**Raw data:**
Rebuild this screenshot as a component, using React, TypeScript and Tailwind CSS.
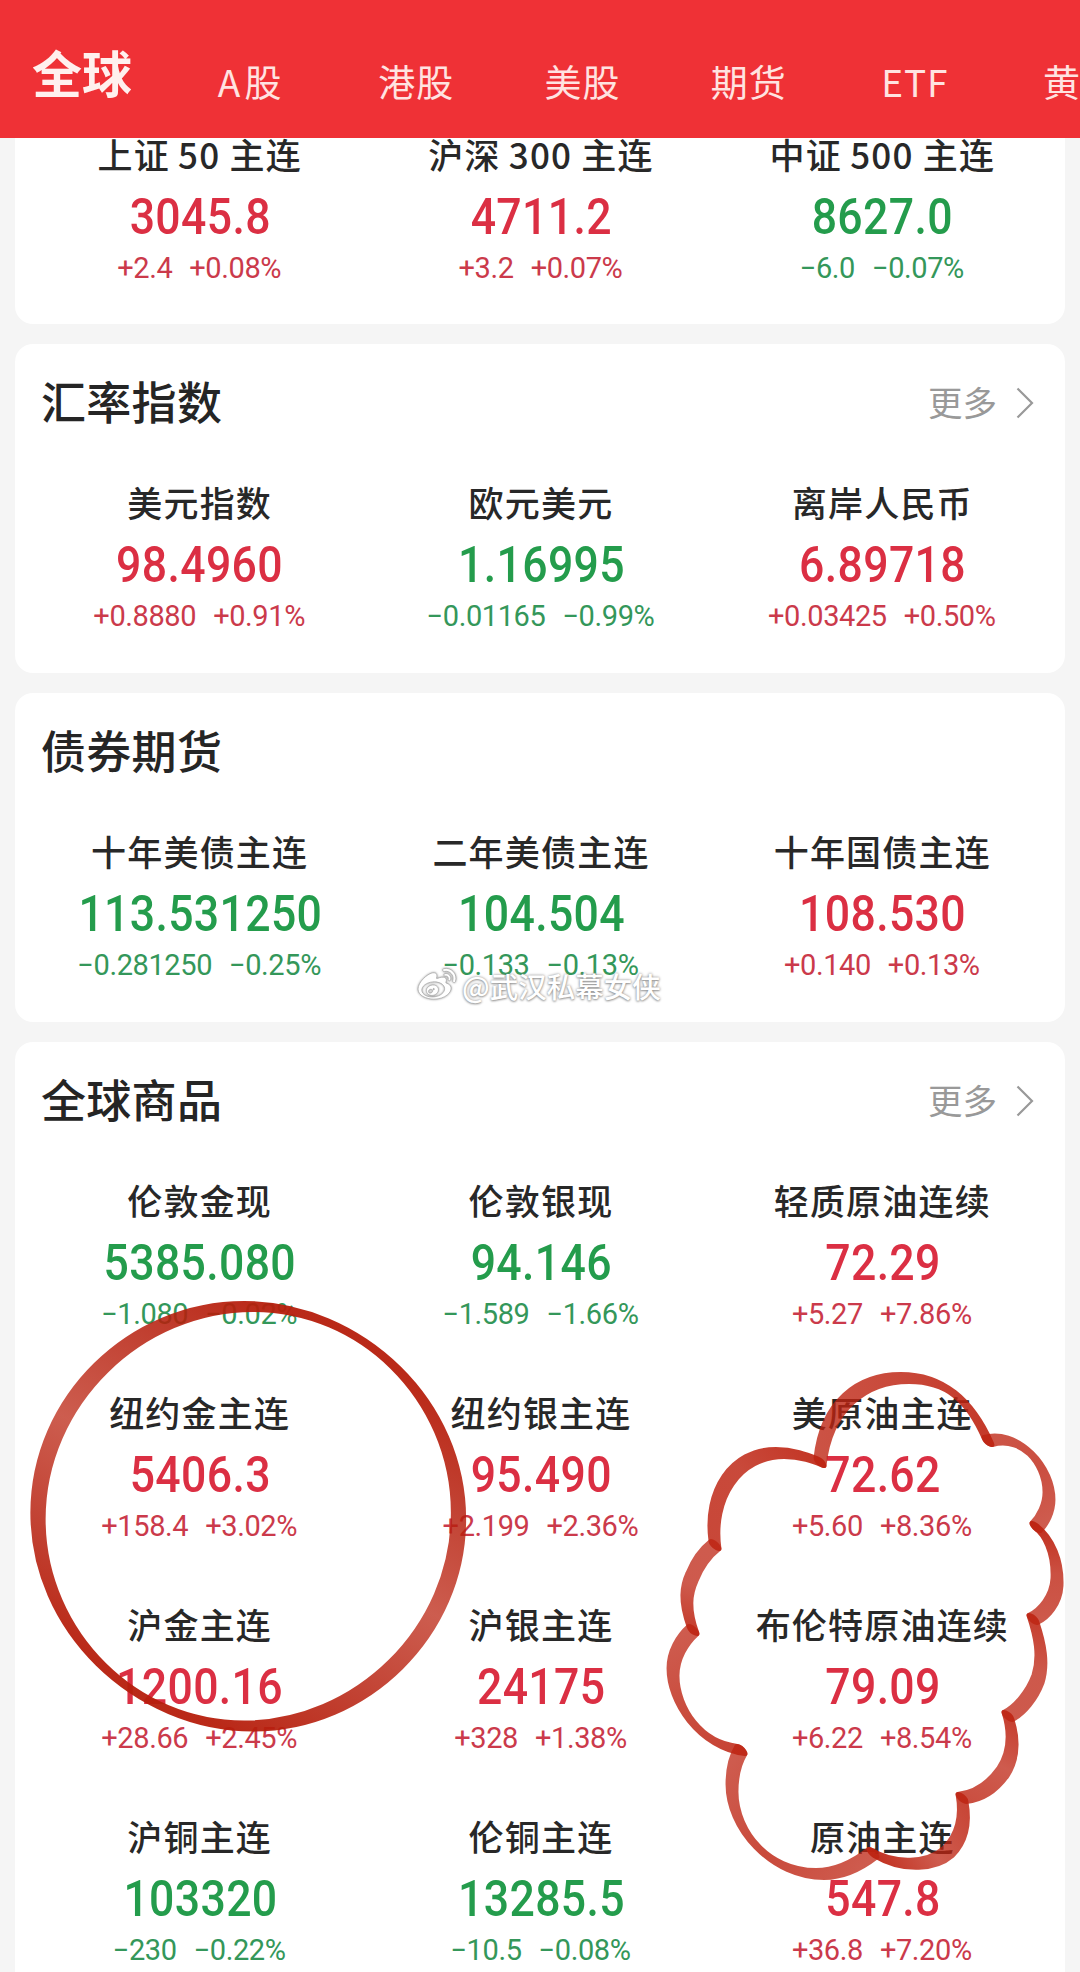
import { FaWeibo } from 'react-icons/fa';

type Quote = {
  name: string;
  value: string;
  change: string;
  percent: string;
};

type Section = {
  title: string;
  more: boolean;
  quotes: Quote[];
};

const tabs = ['A\u200A股', '港股', '美股', '期货', 'ETF', '黄金'];

const indexFutures: Quote[] = [
  { name: '上证\u200950 主连', value: '3045.8', change: '+2.4', percent: '+0.08%' },
  { name: '沪深\u2009300 主连', value: '4711.2', change: '+3.2', percent: '+0.07%' },
  { name: '中证\u2009500 主连', value: '8627.0', change: '−6.0', percent: '−0.07%' }
];

const sections: Section[] = [
  {
    title: '汇率指数',
    more: true,
    quotes: [
      { name: '美元指数', value: '98.4960', change: '+0.8880', percent: '+0.91%' },
      { name: '欧元美元', value: '1.16995', change: '−0.01165', percent: '−0.99%' },
      { name: '离岸人民币', value: '6.89718', change: '+0.03425', percent: '+0.50%' }
    ]
  },
  {
    title: '债券期货',
    more: false,
    quotes: [
      { name: '十年美债主连', value: '113.531250', change: '−0.281250', percent: '−0.25%' },
      { name: '二年美债主连', value: '104.504', change: '−0.133', percent: '−0.13%' },
      { name: '十年国债主连', value: '108.530', change: '+0.140', percent: '+0.13%' }
    ]
  },
  {
    title: '全球商品',
    more: true,
    quotes: [
      { name: '伦敦金现', value: '5385.080', change: '−1.080', percent: '−0.02%' },
      { name: '伦敦银现', value: '94.146', change: '−1.589', percent: '−1.66%' },
      { name: '轻质原油连续', value: '72.29', change: '+5.27', percent: '+7.86%' },
      { name: '纽约金主连', value: '5406.3', change: '+158.4', percent: '+3.02%' },
      { name: '纽约银主连', value: '95.490', change: '+2.199', percent: '+2.36%' },
      { name: '美原油主连', value: '72.62', change: '+5.60', percent: '+8.36%' },
      { name: '沪金主连', value: '1200.16', change: '+28.66', percent: '+2.45%' },
      { name: '沪银主连', value: '24175', change: '+328', percent: '+1.38%' },
      { name: '布伦特原油连续', value: '79.09', change: '+6.22', percent: '+8.54%' },
      { name: '沪铜主连', value: '103320', change: '−230', percent: '−0.22%' },
      { name: '伦铜主连', value: '13285.5', change: '−10.5', percent: '−0.08%' },
      { name: '原油主连', value: '547.8', change: '+36.8', percent: '+7.20%' }
    ]
  }
];

// Marker strokes: each lobe is a start point followed by cubic control points
const circle = [
  248.5, 1306.5, 361, 1306.5, 458.5, 1400, 458.5, 1516, 458.5, 1632, 361, 1726, 248.5, 1726,
  136, 1726, 38, 1632, 38, 1516, 38, 1400, 136, 1306.5, 248.5, 1306.5
];

const cloud = [
  [820, 1462, 826, 1405, 862, 1378, 905, 1378, 945, 1378, 970, 1400, 988, 1441],
  [988, 1441, 1020, 1432, 1049, 1465, 1049, 1496, 1049, 1508, 1043, 1520, 1036, 1527],
  [1036, 1527, 1048, 1536, 1058, 1556, 1057, 1582, 1056, 1600, 1044, 1614, 1033, 1619],
  [1033, 1619, 1040, 1640, 1044, 1660, 1038, 1679, 1032, 1695, 1020, 1710, 1008, 1716],
  [1008, 1716, 1014, 1735, 1014, 1755, 1003, 1772, 993, 1786, 980, 1796, 962, 1798],
  [962, 1798, 966, 1820, 962, 1838, 948, 1852, 932, 1866, 900, 1869, 873, 1853],
  [873, 1853, 855, 1867, 838, 1874, 820, 1874, 770, 1874, 732, 1830, 732, 1788, 732, 1772, 735, 1760, 741, 1750],
  [741, 1750, 700, 1745, 673, 1705, 673, 1672, 673, 1655, 682, 1640, 693, 1630],
  [693, 1630, 684, 1605, 686, 1590, 692, 1577, 698, 1562, 706, 1552, 715, 1545],
  [715, 1545, 708, 1495, 735, 1453, 780, 1453, 797, 1453, 810, 1458, 820, 1462]
];

type Nib = { angle: number; long: number; short: number };

const circleNib: Nib = { angle: 30, long: 17, short: 8 };
const cloudNib: Nib = { angle: 42, long: 16, short: 7.5 };

// Page coordinates -> nib coordinates, where the pen tip is a unit circle
const toNib = (x: number, y: number, nib: Nib) => {
  const a = (nib.angle * Math.PI) / 180;
  return [
    (x * Math.cos(a) + y * Math.sin(a)) / nib.long,
    (y * Math.cos(a) - x * Math.sin(a)) / nib.short
  ];
};

const toPath = (pts: number[], nib: Nib) => {
  let d = '';
  for (let i = 0; i < pts.length; i += 2) {
    const [x, y] = toNib(pts[i], pts[i + 1], nib);
    const cmd = i === 0 ? 'M' : i === 2 ? 'C' : '';
    d += `${cmd}${x.toFixed(4)} ${y.toFixed(4)} `;
  }
  return d;
};

// Ink is denser where the stroke runs along the nib
const ink = (dx: number, dy: number, nib: Nib) => {
  const a = (nib.angle * Math.PI) / 180;
  const along = Math.abs(dx * Math.cos(a) + dy * Math.sin(a)) / Math.hypot(dx, dy);
  return 0.74 + 0.2 * along ** 3;
};

const pageSpace = (nib: Nib) => `scale(${1 / nib.long} ${1 / nib.short}) rotate(${-nib.angle})`;

function Marker() {
  return (
    <svg
      className="absolute left-0 top-0 pointer-events-none"
      width="1080"
      height="1972"
      viewBox="0 0 1080 1972"
      fill="none"
    >
      <defs>
        <linearGradient
          id="ring"
          gradientUnits="userSpaceOnUse"
          gradientTransform={pageSpace(circleNib)}
          x1="149"
          y1="1702"
          x2="348"
          y2="1330"
        >
          <stop offset="0.03" stopColor="#b61e0c" stopOpacity="0.95" />
          <stop offset="0.25" stopColor="#b61e0c" stopOpacity="0.84" />
          <stop offset="0.5" stopColor="#bb2411" stopOpacity="0.74" />
          <stop offset="0.75" stopColor="#b61e0c" stopOpacity="0.84" />
          <stop offset="0.97" stopColor="#b61e0c" stopOpacity="0.95" />
        </linearGradient>
        {cloud.map((pts, i) => {
          const n = pts.length;
          return (
            <linearGradient
              key={i}
              id={`lobe${i}`}
              gradientUnits="userSpaceOnUse"
              gradientTransform={pageSpace(cloudNib)}
              x1={pts[0]}
              y1={pts[1]}
              x2={pts[n - 2]}
              y2={pts[n - 1]}
            >
              <stop offset="0" stopColor="#bd2210" stopOpacity={ink(pts[2] - pts[0], pts[3] - pts[1], cloudNib)} />
              <stop offset="0.5" stopColor="#bd2210" stopOpacity={ink(pts[8] - pts[4], pts[9] - pts[5], cloudNib)} />
              <stop
                offset="1"
                stopColor="#bd2210"
                stopOpacity={ink(pts[n - 2] - pts[n - 4], pts[n - 1] - pts[n - 3], cloudNib)}
              />
            </linearGradient>
          );
        })}
      </defs>
      <g transform={`rotate(${circleNib.angle}) scale(${circleNib.long} ${circleNib.short})`}>
        <path d={`${toPath(circle, circleNib)}Z`} stroke="url(#ring)" strokeWidth="1" />
      </g>
      <g transform={`rotate(${cloudNib.angle}) scale(${cloudNib.long} ${cloudNib.short})`}>
        {cloud.map((pts, i) => (
          <path key={i} d={toPath(pts, cloudNib)} stroke={`url(#lobe${i})`} strokeWidth="1" strokeLinecap="round" />
        ))}
      </g>
    </svg>
  );
}

function QuoteCell({ quote }: { quote: Quote }) {
  const up = quote.change.startsWith('+');

  return (
    <div className="flex flex-col items-center whitespace-nowrap">
      <p className="h-[50px] leading-[46px] text-[35px] font-medium tracking-[1.2px] text-[#282828] pl-[2px]">
        {quote.name}
      </p>
      <p
        className={`h-[72px] leading-[72px] font-[Roboto] font-medium text-[49.5px] tracking-[0.4px] pl-[3px] scale-x-90 ${
          up ? 'text-[#db2f43]' : 'text-[#249c4c]'
        }`}
      >
        {quote.value}
      </p>
      <div
        className={`flex gap-[17px] h-[30px] leading-[30px] font-[Roboto] text-[29px] tracking-[-0.4px] pl-px ${
          up ? 'text-[#cb3a4b]' : 'text-[#34975a]'
        }`}
      >
        <span>{quote.change}</span>
        <span>{quote.percent}</span>
      </div>
    </div>
  );
}

export default function App() {
  return (
    <div className="relative w-[1080px] h-[1972px] overflow-hidden bg-[#f5f5f5] font-['Noto_Sans_CJK_SC',sans-serif]">
      {/* Tabs */}
      <header className="relative z-10 flex h-[138px] bg-[#ef3136] text-[#ffe3e1] whitespace-nowrap">
        <div className="w-[166px] shrink-0 text-center text-[50px] font-bold leading-[60px] pt-[41px] pr-[2px] text-[#fff0ee]">
          全球
        </div>
        {tabs.map((tab) => (
          <div
            key={tab}
            className="w-[166.2px] shrink-0 text-center text-[37px] leading-[50px] pt-[56px] pl-[2px] tracking-[1px]"
          >
            {tab}
          </div>
        ))}
      </header>

      <main className="flex flex-col gap-5 px-[15px] -mt-[7px]">
        <section className="grid grid-cols-3 bg-white rounded-b-[18px] px-[13px] pb-[41px]">
          {indexFutures.map((quote) => (
            <QuoteCell key={quote.name} quote={quote} />
          ))}
        </section>

        {sections.map((section) => (
          <section key={section.title} className="bg-white rounded-[18px] pb-[42px]">
            <div className="flex items-center justify-between h-[120px] pl-[26px] pr-[31px] mb-[15px]">
              <h2 className="text-[45px] font-medium text-[#252525] -mt-[6px] tracking-[0.3px]">{section.title}</h2>
              {section.more && (
                <div className="flex items-center gap-[19px] text-[#999] -mt-[3px]">
                  <span className="text-[34.5px] leading-[40px] -mt-[4px]">更多</span>
                  <svg width="18" height="32" viewBox="0 0 18 32" fill="none">
                    <path d="M1.5 1.5L16 16L1.5 30.5" stroke="currentColor" strokeWidth="2.2" />
                  </svg>
                </div>
              )}
            </div>
            <div className="grid grid-cols-3 gap-y-[60px] px-[13px]">
              {section.quotes.map((quote) => (
                <QuoteCell key={quote.name} quote={quote} />
              ))}
            </div>
          </section>
        ))}
      </main>

      {/* Watermark */}
      <div className="absolute left-[417px] top-[964px] flex items-center gap-[5px] h-[42px] text-white">
        <FaWeibo className="w-[40px] h-[38px] overflow-visible stroke-[#aaa] stroke-[10px] drop-shadow-[0_0_1px_#999]" />
        <span className="text-[28.5px] leading-[42px] mt-[2px] font-medium [text-shadow:0_0_3px_#888,0_1px_2px_#aaa]">
          @武汉私幕女侠
        </span>
      </div>

      <Marker />
    </div>
  );
}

**Required task:** Without any pictures, reproduce the lines from the first one in the material through the line that has "const tabs = ['A\u200A股', '港股', '美股', '期货', 'ETF', '黄金'];", exactly as they appear.

**Response below:**
Rebuild this screenshot as a component, using React, TypeScript and Tailwind CSS.
import { FaWeibo } from 'react-icons/fa';

type Quote = {
  name: string;
  value: string;
  change: string;
  percent: string;
};

type Section = {
  title: string;
  more: boolean;
  quotes: Quote[];
};

const tabs = ['A\u200A股', '港股', '美股', '期货', 'ETF', '黄金'];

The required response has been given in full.